I’ve been a Facebook user for a long time. I joined about a year after it launched publicly. As such, I’ve been party to quite a bit of growth. Early on, it was more of a curiosity. Most of my early Facebook friends were the geekier or hipper of my acquaintances. Then, as word got out, more and more people began joining and connecting. My family, college friends, even grade school classmates began turning up in my friends list. Back then, the platform was primarily about the status update authored by the actual user. There was some “friction” to the sharing, but the consumption was largely frictionless. I was interested in most of what I saw.
Then, they opened the platform to third-party developers and the game updates began. Suddenly, I began having to scroll through pages full of Zynga updates about my friends obtaining Neapolitan Cows in Farmville to get to the next content of substance.

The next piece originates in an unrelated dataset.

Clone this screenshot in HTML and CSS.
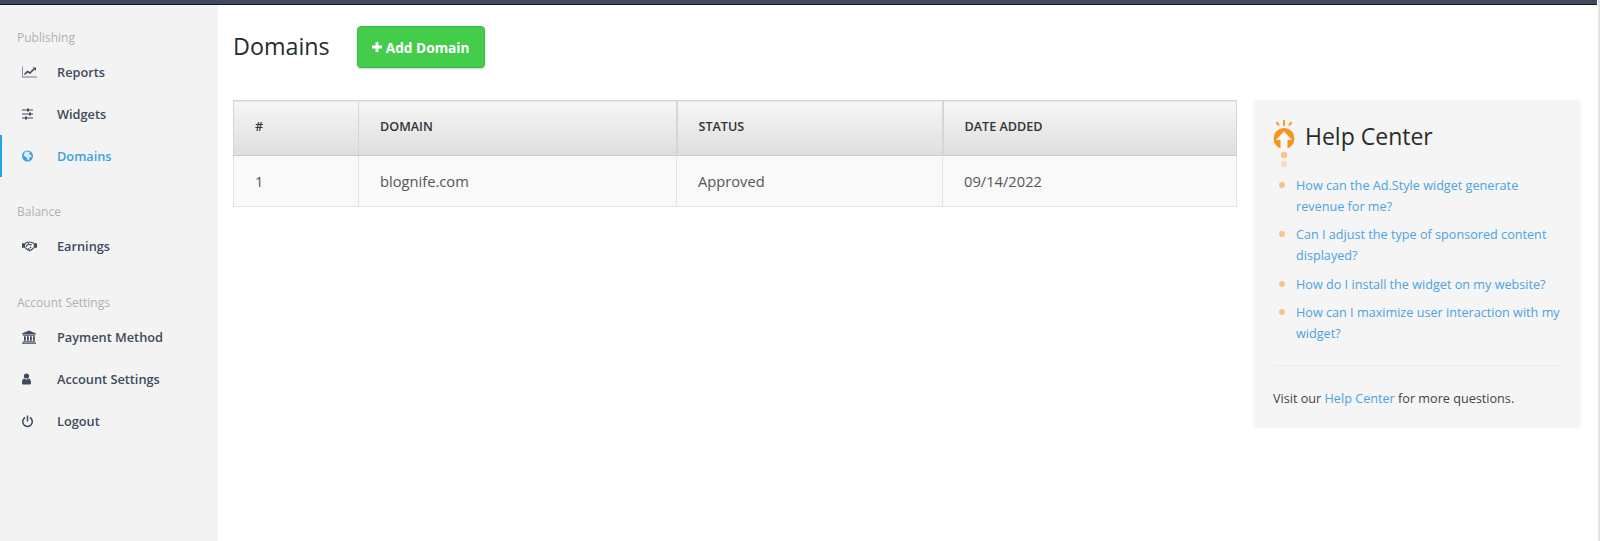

Invitations to join Mob Wars began to clutter my inbox. I was able to filter some of the unwanted content out by explicitly hiding it from my stream, but the friction had been passed from the poster to the reader. Personally, I’m in favor of a little editorial rigor. There’s a reason newspapers don’t just publish reporters notes as they take them; spending some time to figure out how to communicate what you’re trying to communicate ensures that the reader’s time is well spent.
The situation has only been worsened by Facebook’s attempts to find new content streams it can commodify. Now, my wall is polluted with trending videos, articles my friends have glanced at, ads (sometimes hilariously incorrect in their demographic assessment of me), and interactions largely between people whom I don’t know (because one of my friends liked the initial post). I have to scan quite a bit of content to turn up anything I’m actually interested in.
On the plus side, the signal is still strong on Facebook. That’s where the people who can create the content that I am interested in (friends, family, colleagues, etc.) have set up social shop. Unfortunately, the content that my friends have explicitly chosen to share is being overwhelmed by content that they either didn’t really chose to share or is being algorithmically chosen by the platform.
Google+ has very low noise. In fact, the whole concept of circles is designed to reduce noise. It puts a little more pressure on the poster to consider which of their circles would be interested in a particular piece of content, but the result is a content stream that is fairly pure and I am generally interested in much of what’s posted in my stream. However, the signal strength on Google+ just isn’t that great. There is a handful of people with whom I have connected that are always generating great content, but the diversity of content just isn’t the same as id was during the golden age of Facebook.
In both cases, the issue is that either signal is not strong enough or the noise is just too loud for the user to be getting optimized channel capacity.